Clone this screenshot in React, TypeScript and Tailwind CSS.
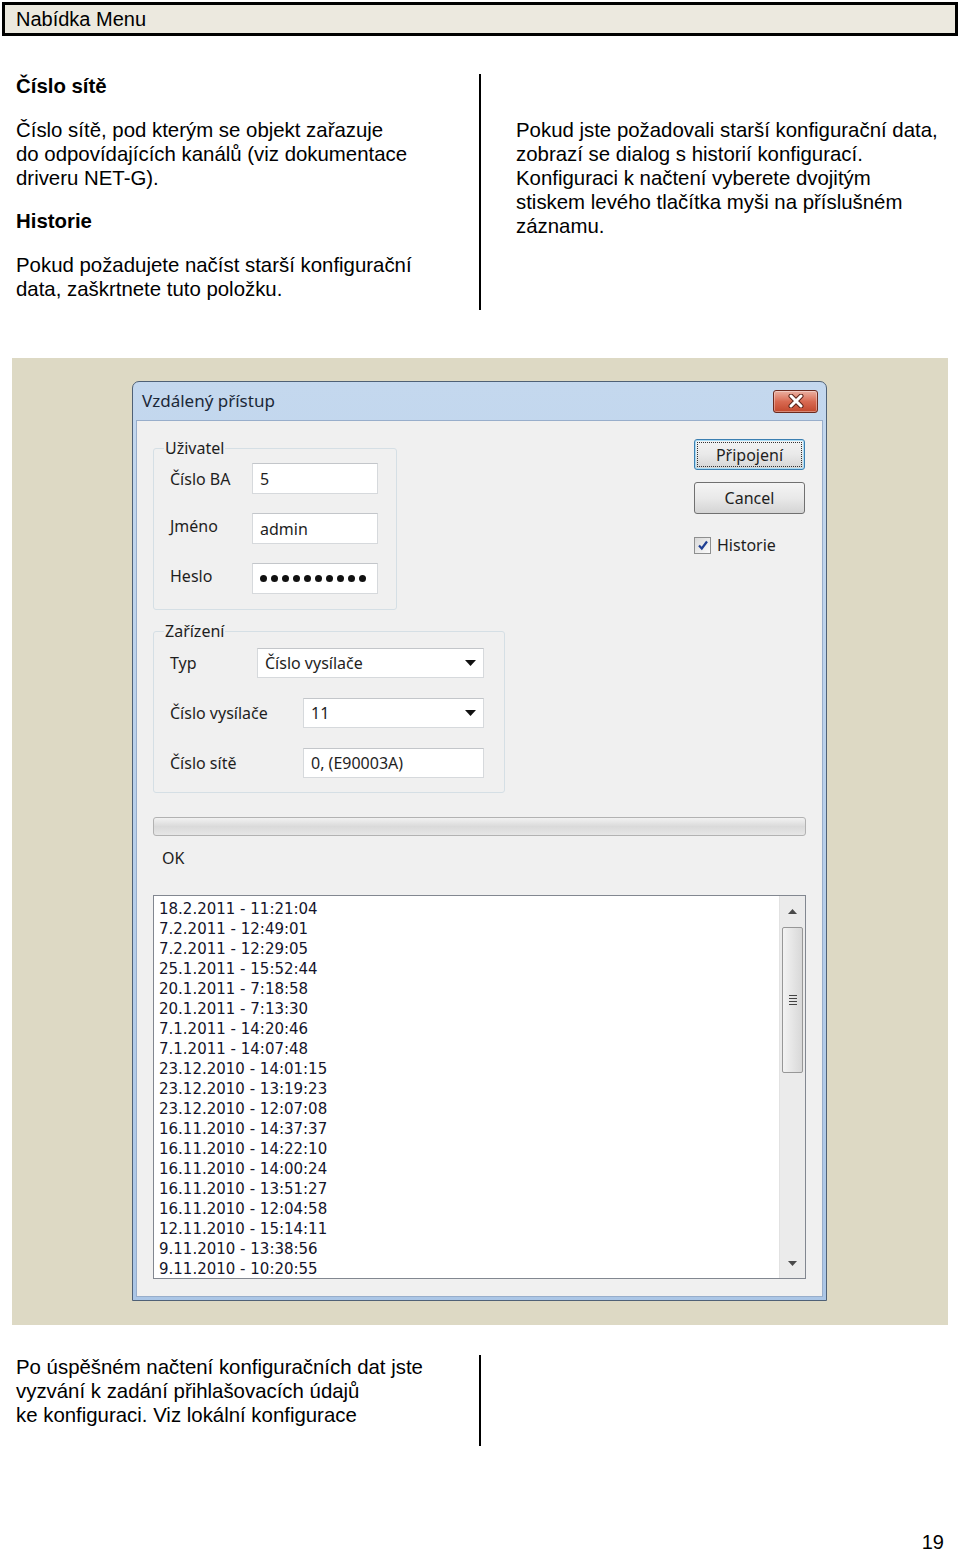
import React from 'react';

const history = [
  '18.2.2011 - 11:21:04',
  '7.2.2011 - 12:49:01',
  '7.2.2011 - 12:29:05',
  '25.1.2011 - 15:52:44',
  '20.1.2011 - 7:18:58',
  '20.1.2011 - 7:13:30',
  '7.1.2011 - 14:20:46',
  '7.1.2011 - 14:07:48',
  '23.12.2010 - 14:01:15',
  '23.12.2010 - 13:19:23',
  '23.12.2010 - 12:07:08',
  '16.11.2010 - 14:37:37',
  '16.11.2010 - 14:22:10',
  '16.11.2010 - 14:00:24',
  '16.11.2010 - 13:51:27',
  '16.11.2010 - 12:04:58',
  '12.11.2010 - 15:14:11',
  '9.11.2010 - 13:38:56',
  '9.11.2010 - 10:20:55',
];

function Field({ className, children }: { className: string; children?: React.ReactNode }) {
  return (
    <div className={`${className} border border-[#d6d9dc] border-t-[#c3c6ca] bg-white pl-[7px] flex items-center`}>
      {children}
    </div>
  );
}

function Combo({ className, value }: { className: string; value: string }) {
  return (
    <div className={`${className} border border-[#d6d9dc] border-t-[#c3c6ca] bg-white pl-[7px] pr-[7px] flex items-center justify-between`}>
      <span>{value}</span>
      <svg width="11" height="6" viewBox="0 0 11 6">
        <polygon points="0,0 11,0 5.5,6" fill="#111" />
      </svg>
    </div>
  );
}

function CloseButton() {
  return (
    <div className="w-[45px] h-[23px] rounded-[3px] border border-[#6b2a1f] bg-linear-to-b from-[#eab0a2] via-[#d86a52] to-[#c2472c] flex items-center justify-center shadow-[inset_0_0_0_1px_rgba(255,255,255,0.35)]">
      <svg width="18" height="14" viewBox="0 0 18 14">
        <path d="M4 2 L14 12 M14 2 L4 12" stroke="#5a2318" strokeWidth="5" strokeLinecap="round" />
        <path d="M4 2 L14 12 M14 2 L4 12" stroke="#ffffff" strokeWidth="3" strokeLinecap="round" />
      </svg>
    </div>
  );
}

function Scrollbar() {
  return (
    <div className="w-[26px] bg-[#ebebeb] border-l border-[#e2e2e2] flex flex-col items-center">
      <div className="h-[30px] flex items-center justify-center">
        <svg width="9" height="5" viewBox="0 0 9 5">
          <polygon points="0,5 4.5,0 9,5" fill="#4a4a4a" />
        </svg>
      </div>
      <div className="w-[21px] h-[146px] mt-[1px] rounded-[2px] border border-[#979797] bg-linear-to-r from-[#f3f3f3] to-[#d8d8d8] flex flex-col items-center justify-center gap-[2px]">
        <div className="w-[8px] h-[1px] bg-[#444]" />
        <div className="w-[8px] h-[1px] bg-[#444]" />
        <div className="w-[8px] h-[1px] bg-[#444]" />
        <div className="w-[8px] h-[1px] bg-[#444]" />
      </div>
      <div className="flex-1" />
      <div className="h-[30px] flex items-center justify-center">
        <svg width="9" height="5" viewBox="0 0 9 5">
          <polygon points="0,0 9,0 4.5,5" fill="#4a4a4a" />
        </svg>
      </div>
    </div>
  );
}

function Dialog() {
  return (
    <div className="w-[695px] h-[920px] flex flex-col rounded-t-[7px] border border-[#4f6176] bg-linear-to-b from-[#c4d8ee] to-[#abc6e6] font-['Noto_Sans','Open_Sans',sans-serif] text-[16px] text-[#1e1e1e]">
      <div className="h-[38px] flex items-center justify-between pl-[9px] pr-[8px]">
        <span className="text-[17px] text-[#1b2838]">Vzdálený přístup</span>
        <CloseButton />
      </div>

      <div className="mx-[3px] mb-[3px] flex-1 bg-[#f0f0f0] border border-[#98aecb] px-[16px] pt-[17px] flex flex-col">
        <div className="flex justify-between">
          <div className="flex flex-col gap-[11px]">
            <fieldset className="w-[244px] border border-[#d5dfe5] rounded-[3px] pl-[16px] pr-[17px] pt-[5px] pb-[15px]">
              <legend className="-ml-[6px] px-[1px] leading-[20px]">Uživatel</legend>
              <div className="flex flex-col gap-[19px]">
                <div className="flex items-center">
                  <span className="w-[82px]">Číslo BA</span>
                  <Field className="w-[126px] h-[31px]">5</Field>
                </div>
                <div className="flex items-center">
                  <span className="w-[82px] -mt-[6px]">Jméno</span>
                  <Field className="w-[126px] h-[31px]">admin</Field>
                </div>
                <div className="flex items-center">
                  <span className="w-[82px] -mt-[6px]">Heslo</span>
                  <Field className="w-[126px] h-[31px]">
                    <div className="flex gap-[4px]">
                      {Array.from({ length: 10 }).map((_, i) => (
                        <div key={i} className="w-[7px] h-[7px] rounded-full bg-[#111]" />
                      ))}
                    </div>
                  </Field>
                </div>
              </div>
            </fieldset>

            <fieldset className="w-[352px] border border-[#d5dfe5] rounded-[3px] pl-[16px] pr-[20px] pt-[7px] pb-[14px]">
              <legend className="-ml-[6px] px-[1px] leading-[20px]">Zařízení</legend>
              <div className="flex flex-col gap-[20px]">
                <div className="flex items-center">
                  <span className="w-[87px]">Typ</span>
                  <Combo className="w-[227px] h-[30px]" value="Číslo vysílače" />
                </div>
                <div className="flex items-center">
                  <span className="w-[133px]">Číslo vysílače</span>
                  <Combo className="w-[181px] h-[30px]" value="11" />
                </div>
                <div className="flex items-center">
                  <span className="w-[133px]">Číslo sítě</span>
                  <Field className="w-[181px] h-[30px]">0, (E90003A)</Field>
                </div>
              </div>
            </fieldset>
          </div>

          <div className="w-[111px] mr-[1px] mt-[1px] flex flex-col">
            <button className="h-[31px] rounded-[3px] border border-[#3c7fb1] bg-linear-to-b from-[#f4f4f4] via-[#e9e9e9] to-[#d4d4d4] p-[2px] shadow-[inset_0_0_0_1px_#a8dcf6]">
              <div className="h-full border border-dotted border-[#333] flex items-center justify-center">Připojení</div>
            </button>
            <button className="mt-[12px] h-[32px] rounded-[3px] border border-[#707070] bg-linear-to-b from-[#f4f4f4] via-[#e9e9e9] to-[#d4d4d4] flex items-center justify-center">
              Cancel
            </button>
            <label className="mt-[21px] h-[20px] flex items-center gap-[6px]">
              <span className="w-[17px] h-[17px] border border-[#8e8f8f] bg-linear-to-br from-[#d9d9d9] to-[#fbfbfb] flex items-center justify-center">
                <svg width="12" height="12" viewBox="0 0 12 12">
                  <path d="M2 6.5 L4.8 9.5 L10 2.5" stroke="#1f3f93" strokeWidth="2.2" fill="none" />
                </svg>
              </span>
              <span>Historie</span>
            </label>
          </div>
        </div>

        <div className="mt-[24px] h-[19px] rounded-[3px] border border-[#b2b2b2] bg-linear-to-b from-[#f2f2f2] via-[#dadada] to-[#e6e6e6]" />

        <div className="mt-[12px] pl-[9px] leading-[20px]">OK</div>

        <div className="mt-[27px] h-[384px] border border-[#828790] bg-white flex overflow-hidden">
          <div className="flex-1 pt-[3px] pl-[5px] font-['DejaVu_Sans',sans-serif] text-[15px] leading-[20px] text-[#14142a]">
            {history.map((h) => (
              <div key={h}>{h}</div>
            ))}
          </div>
          <Scrollbar />
        </div>
      </div>
    </div>
  );
}

export default function App() {
  return (
    <div className="w-[960px] h-[1554px] bg-white text-black font-['Liberation_Sans',Arial,sans-serif] overflow-hidden">
      <div className="mx-[2px] mt-[2px] h-[34px] border-[3px] border-black bg-[#ece9df] pl-[11px] flex items-center text-[20px] leading-none">
        Nabídka Menu
      </div>

      <div className="mt-[38px] flex h-[236px]">
        <div className="w-[479px] pl-[16px] text-[20.4px] leading-[24px]">
          <h2 className="font-bold">Číslo sítě</h2>
          <p className="mt-[20px]">
            Číslo sítě, pod kterým se objekt zařazuje
            <br />
            do odpovídajících kanálů (viz dokumentace
            <br />
            driveru NET-G).
          </p>
          <h2 className="mt-[19px] font-bold">Historie</h2>
          <p className="mt-[20px]">
            Pokud požadujete načíst starší konfigurační
            <br />
            data, zaškrtnete tuto položku.
          </p>
        </div>
        <div className="w-[2px] bg-black" />
        <div className="pl-[35px] pt-[44px] text-[20.4px] leading-[24px]">
          Pokud jste požadovali starší konfigurační data,
          <br />
          zobrazí se dialog s historií konfigurací.
          <br />
          Konfiguraci k načtení vyberete dvojitým
          <br />
          stiskem levého tlačítka myši na příslušném
          <br />
          záznamu.
        </div>
      </div>

      <div className="mx-[12px] mt-[48px] h-[967px] bg-[#ddd9c4] pt-[23px] pl-[120px]">
        <Dialog />
      </div>

      <div className="mt-[30px] flex h-[91px]">
        <div className="w-[479px] pl-[16px] text-[20.4px] leading-[24px]">
          Po úspěšném načtení konfiguračních dat jste
          <br />
          vyzvání k zadání přihlašovacích údajů
          <br />
          ke konfiguraci. Viz lokální konfigurace
        </div>
        <div className="w-[2px] bg-black" />
      </div>

      <div className="mt-[86px] pr-[16px] text-right text-[20px] leading-[20px]">19</div>
    </div>
  );
}
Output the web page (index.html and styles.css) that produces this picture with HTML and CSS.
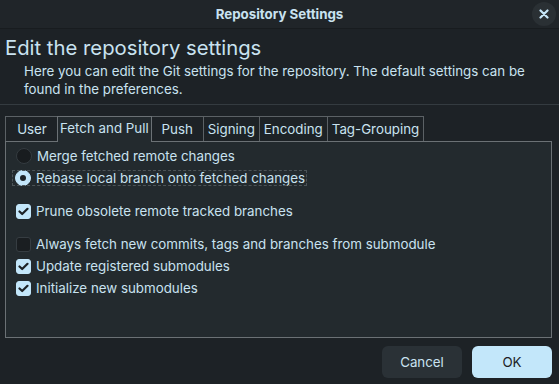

#####

_REQUIREMENTS_: Without any pictures, reproduce the lines from the first one in the material through the line that has "import React from 'react';", exactly as they appear.

_WRITTEN REPLY_:
Clone this screenshot in React, TypeScript and Tailwind CSS.
import React from 'react';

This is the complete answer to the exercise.